In this notebook you will partition data in the storage layout and see how to steere the number of generated files.

In [None]:
from pyspark.sql import SparkSession
from pyspark.sql.functions import col, year, round, rand

import os

In [None]:
spark = (
    SparkSession
    .builder
    .appName('Partitioning I')
    .getOrCreate()
)

In [None]:
base_path = os.getcwd()

project_path = ('/').join(base_path.split('/')[0:-3]) 

questions_input_path = os.path.join(project_path, 'data/questions')
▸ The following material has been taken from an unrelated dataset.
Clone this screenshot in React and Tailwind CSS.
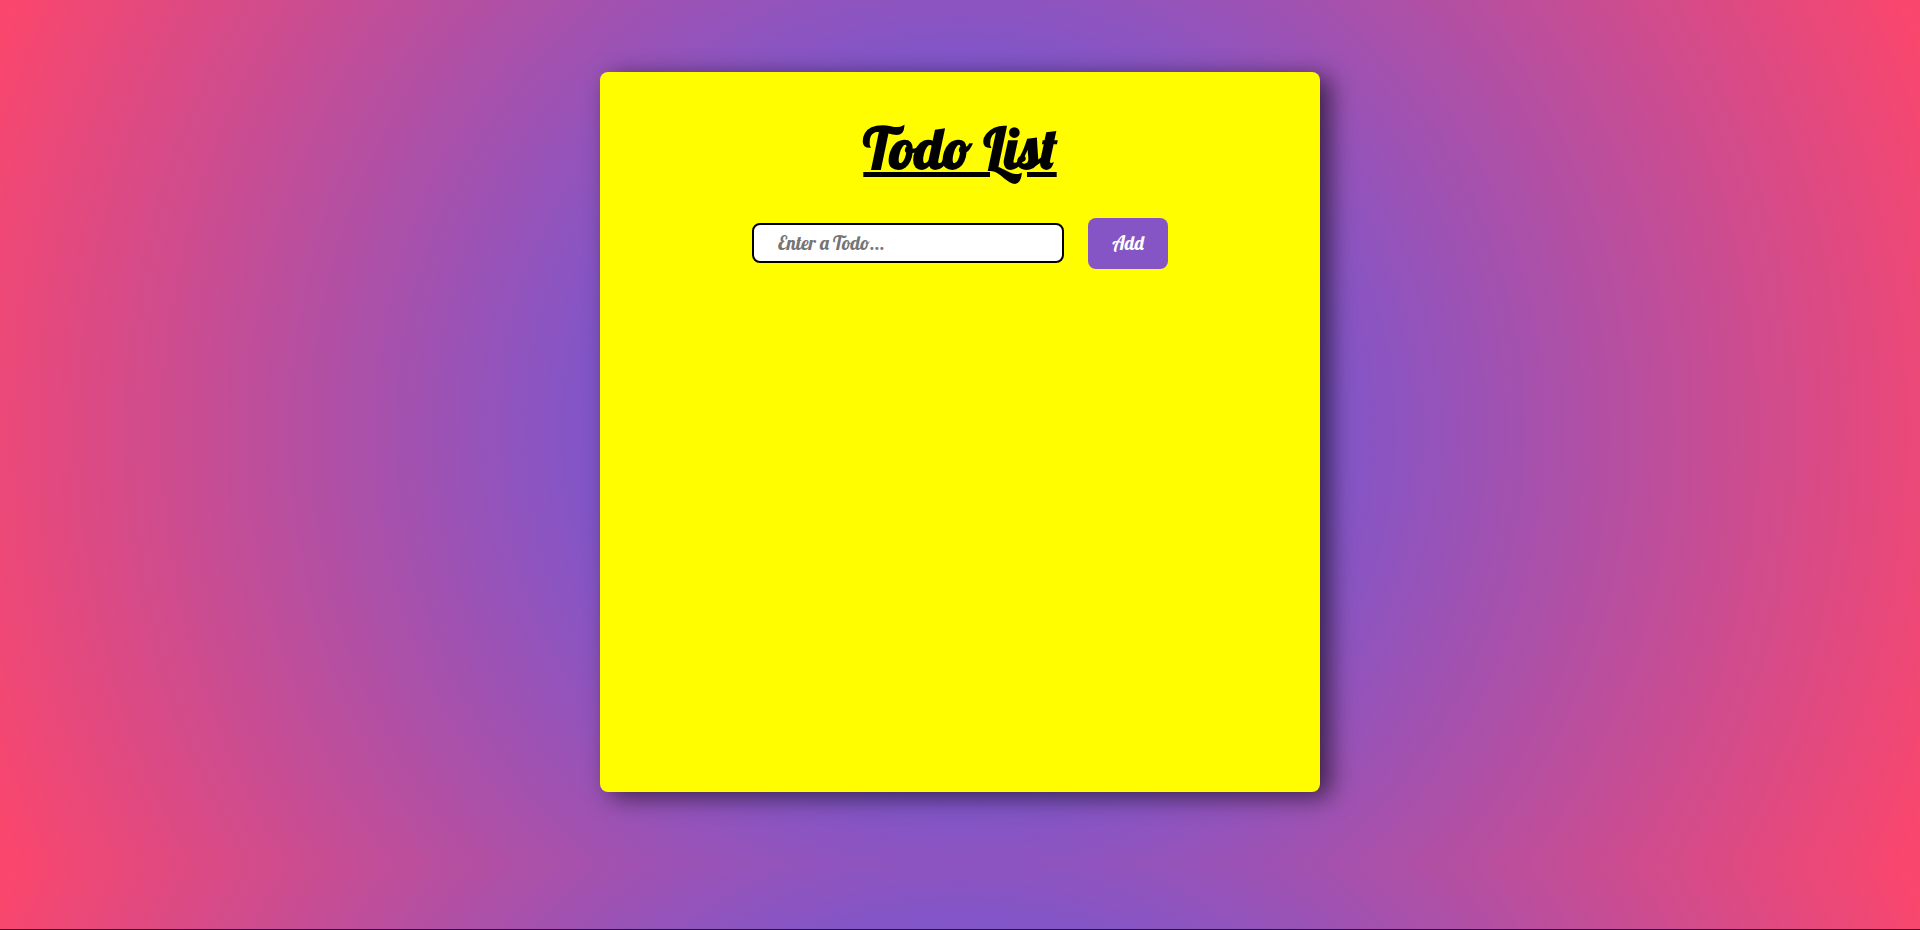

output_path_I = os.path.join(project_path, 'output/questions-partitioned/1')
output_path_II = os.path.join(project_path, 'output/questions-partitioned/2')

# Task I

* read the questions dataset into a DataFrame
* add a new column `year` that is derived from the `creation_date`
* partition the questions dataset by this new `year` column and make sure that there is only one file per folder created
* save the data in the `output_path_I` location

In [None]:
# read the questions data and add column year

questionsDF = (
    spark
    .read
    .option('path', questions_input_path)
    .load()
    .withColumn('year', year('creation_date'))
)

#### Save the data:

Hint:
* [repartition](https://spark.apache.org/docs/latest/api/python/reference/pyspark.sql/api/pyspark.sql.DataFrame.repartition.html#pyspark.sql.DataFrame.repartition) data by the `year` column to achive one file per folder
* call [partitionBy](https://spark.apache.org/docs/latest/api/python/reference/pyspark.sql/api/pyspark.sql.DataFrameWriter.partitionBy.html#pyspark.sql.DataFrameWriter.partitionBy) on DataFrameWriter

In [None]:
(
    questionsDF
    .repartition('year')
    .write
    .mode('overwrite')
    .partitionBy('year')
    .option('path', output_path_I)
    .save()
)

# Task II

Partition the data again. Do the same as before but this time make sure there are five files per folder created

Hint:
* repartition data by `year` and a random expression which generates random number from intrval [0, 4]
    * use [rand](https://spark.apache.org/docs/latest/api/python/reference/pyspark.sql/api/pyspark.sql.functions.rand.html#pyspark.sql.functions.rand)
    * use modulo operator %

In [None]:
(
    questionsDF
    .repartition('year', (rand(12) * 100).cast('int') % 5)
    .write
    .mode('overwrite')
    .partitionBy('year')
    .option('path', output_path_II)
    .save()
)

In [None]:
spark.stop()